Description of the task:
Copy each line of the material below that includes the string "components".

* Start Collected data *

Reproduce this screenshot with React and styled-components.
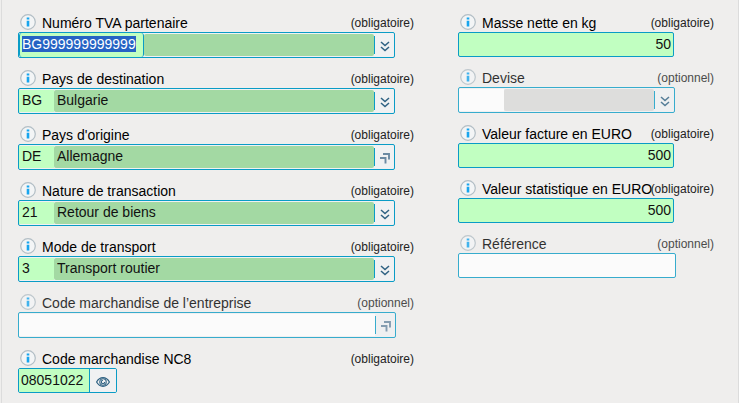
import React, { useEffect, useRef } from 'react';
import styled, { createGlobalStyle, css } from 'styled-components';

const GlobalStyle = createGlobalStyle`
  *, *::before, *::after { box-sizing: border-box; }
  html { background: #efeeed; }
  body {
    margin: 0;
    font-family: "Liberation Sans", Arial, sans-serif;
    font-size: 14px;
    color: #111;
  }
  input, button { font: inherit; color: inherit; margin: 0; }
`;

const Panel = styled.form`
  display: grid;
  grid-template-columns: minmax(0, 396fr) minmax(0, 256fr);
  column-gap: 44px;
  align-items: start;
  min-height: 100vh;
  padding: 14px 24px 9px 16px;
  border: solid #dcdcdc;
  border-width: 0 1px;
  margin-left: 1px;
  background: #efeeed;
`;

const Column = styled.div`
  display: flex;
  flex-direction: column;
  gap: 12px;
  min-width: 0;
`;

const FieldGroup = styled.div`
  opacity: ${(p) => (p.$optional ? 0.8 : 1)};
`;

const Caption = styled.div`
  display: flex;
  height: 18px;
  line-height: 18px;
  white-space: nowrap;
`;

const InfoButton = styled.button`
  flex: none;
  display: block;
  width: 16px;
  height: 16px;
  padding: 0;
  margin: 0 6px 0 2px;
  border: 0;
  background: none;
`;

const FieldLabel = styled.label`
  flex: 1;
  min-width: 0;
  color: #000;
`;

const Requirement = styled.span`
  font-size: 12px;
  color: #222;
`;

const frame = css`
  border: 1px solid #0a9cc6;
  border-radius: 2px;
`;

const Combo = styled.div`
  ${frame}
  display: flex;
  height: 26px;
  padding: 1px 0;
  margin-right: ${(p) => p.$inset}px;
  background: #f0f1f2;
`;

const CodeInput = styled.input`
  flex: ${(p) => (p.$fill ? '1' : 'none')};
  width: ${(p) => p.$width}px;
  min-width: 0;
  height: 22px;
  padding: 0 0 2px 3px;
  border: 0;
  border-radius: 0;
  outline: 0;
  background: ${(p) => (p.$optional ? '#ffffff' : '#c1ffc1')};
  &::selection { background: #2563c4; color: #fff; }
`;

const ActiveInput = styled(CodeInput)`
  height: 24px;
  margin: -1px 0;
  padding-left: 2px;
  border: solid #0a9cc6;
  border-width: 0 1px;
  border-radius: 3px;
`;

const DescriptionInput = styled.input`
  flex: 1;
  width: 0;
  min-width: 0;
  height: 22px;
  padding: 0 3px 2px;
  border: 0;
  border-radius: 2px;
  outline: 0;
  background: ${(p) => (p.$optional ? '#d9d9d9' : '#a3d9a3')};
`;

const ComboButton = styled.button`
  flex: none;
  display: flex;
  align-items: center;
  justify-content: center;
  width: 20px;
  height: 18px;
  padding: 2px 0 0 1px;
  margin: 2px 0;
  border: 0;
  border-left: 1px solid #0a9cc6;
  background: none;
`;

const TextInput = styled.input`
  ${frame}
  display: block;
  width: calc(100% - ${(p) => p.$inset}px);
  height: 25px;
  padding: 0 2px 2px;
  outline: 0;
  text-align: right;
  background: ${(p) => (p.$optional ? '#ffffff' : '#c1ffc1')};
`;

const CodeGroup = styled.div`
  ${frame}
  display: inline-flex;
  height: 25px;
  overflow: hidden;
  vertical-align: top;
`;

const ShortInput = styled(CodeInput)`
  height: 23px;
  padding-left: 2px;
`;

const ViewButton = styled.button`
  display: flex;
  align-items: center;
  justify-content: center;
  width: 27px;
  padding: 2px 0 0;
  border: 0;
  border-left: 1px solid #0a9cc6;
  background: #f0f1f2;
`;

const Icon = styled.svg`
  display: block;
  fill: none;
  stroke: #2f6283;
`;

const InfoIcon = () => (
  <Icon width="16" height="16" viewBox="0 0 16 16" aria-hidden="true">
    <circle cx="8" cy="8" r="7.3" fill="#f3f5f6" stroke="#b2bec5" strokeWidth="1.2" />
    <path d="M8 3.5v2M8 6.7v5.8" stroke="#18a5ee" strokeWidth="2.6" />
  </Icon>
);

const ChevronsIcon = () => (
  <Icon width="10" height="11" viewBox="0 0 10 11" aria-hidden="true">
    <path d="M1 1l4 3.6L9 1M1 6l4 3.6L9 6" strokeWidth="1.5" />
  </Icon>
);

const LookupIcon = () => (
  <Icon width="10" height="11" viewBox="0 0 10 11" aria-hidden="true">
    <path d="M3 1h6v5.500M0 5h5.500v5.500" stroke="#6b8aa2" strokeWidth="1.9" />
  </Icon>
);

const EyeIcon = () => (
  <Icon width="14" height="10" viewBox="0 0 14 10" aria-hidden="true">
    <path d="M.6 5C2.2 2.2 4.3.7 7 .7S11.8 2.2 13.4 5C11.8 7.8 9.7 9.3 7 9.3S2.200 7.800.6 5z" strokeWidth="1.2" />
    <circle cx="7" cy="5" r="3.2" strokeWidth="1.1" />
    <path d="M7 3.3a1.7 1.7 0 1 0 1.7 1.7" strokeWidth="1.1" />
  </Icon>
);

function Field({ id, label, optional, children }) {
  return (
    <FieldGroup $optional={optional}>
      <Caption>
        <InfoButton type="button" aria-label={`Information : ${label}`}>
          <InfoIcon />
        </InfoButton>
        <FieldLabel htmlFor={id}>{label}</FieldLabel>
        <Requirement>{optional ? '(optionnel)' : '(obligatoire)'}</Requirement>
      </Caption>
      {children}
    </FieldGroup>
  );
}

function ComboField({ id, label, code, description, optional, lookup, wide, codeWidth = 35, inset = 19 }) {
  return (
    <Field id={id} label={label} optional={optional}>
      <Combo $inset={inset}>
        <CodeInput id={id} defaultValue={code} $optional={optional} $width={codeWidth} $fill={wide} />
        {!wide && (
          <DescriptionInput readOnly value={description} aria-label={`${label} : description`} $optional={optional} />
        )}
        <ComboButton type="button" aria-label={`Choisir : ${label}`}>
          {lookup ? <LookupIcon /> : <ChevronsIcon />}
        </ComboButton>
      </Combo>
    </Field>
  );
}

function VatField() {
  const input = useRef(null);
  useEffect(() => {
    input.current.focus();
    input.current.select();
  }, []);
  return (
    <Field id="tva" label="Numéro TVA partenaire">
      <Combo $inset={19}>
        <ActiveInput ref={input} id="tva" defaultValue="BG999999999999" $width={125} />
        <DescriptionInput readOnly value="" aria-label="Partenaire" />
        <ComboButton type="button" aria-label="Choisir un partenaire">
          <ChevronsIcon />
        </ComboButton>
      </Combo>
    </Field>
  );
}

function ValueField({ id, label, value, optional, inset = 40 }) {
  return (
    <Field id={id} label={label} optional={optional}>
      <TextInput id={id} defaultValue={value} $optional={optional} $inset={inset} />
    </Field>
  );
}

export default function App() {
  return (
    <>
      <GlobalStyle />
      <Panel>
        <Column>
          <VatField />
          <ComboField id="destination" label="Pays de destination" code="BG" description="Bulgarie" />
          <ComboField id="origine" label="Pays d'origine" code="DE" description="Allemagne" lookup />
          <ComboField id="nature" label="Nature de transaction" code="21" description="Retour de biens" />
          <ComboField id="transport" label="Mode de transport" code="3" description="Transport routier" />
          <ComboField id="entreprise" label="Code marchandise de l’entreprise" code="" optional lookup wide inset={18} />
          <Field id="nc8" label="Code marchandise NC8">
            <CodeGroup>
              <ShortInput id="nc8" defaultValue="08051022" $width={70} />
              <ViewButton type="button" aria-label="Voir le code marchandise">
                <EyeIcon />
              </ViewButton>
            </CodeGroup>
          </Field>
        </Column>
        <Column>
          <ValueField id="masse" label="Masse nette en kg" value="50" />
          <ComboField id="devise" label="Devise" code="" description="" optional codeWidth={45} inset={39} />
          <ValueField id="facture" label="Valeur facture en EURO" value="500" />
          <ValueField id="statistique" label="Valeur statistique en EURO" value="500" />
          <ValueField id="reference" label="Référence" value="" optional inset={38} />
        </Column>
      </Panel>
    </>
  );
}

* End Collected data *

Written response:
Reproduce this screenshot with React and styled-components.
import styled, { createGlobalStyle, css } from 'styled-components';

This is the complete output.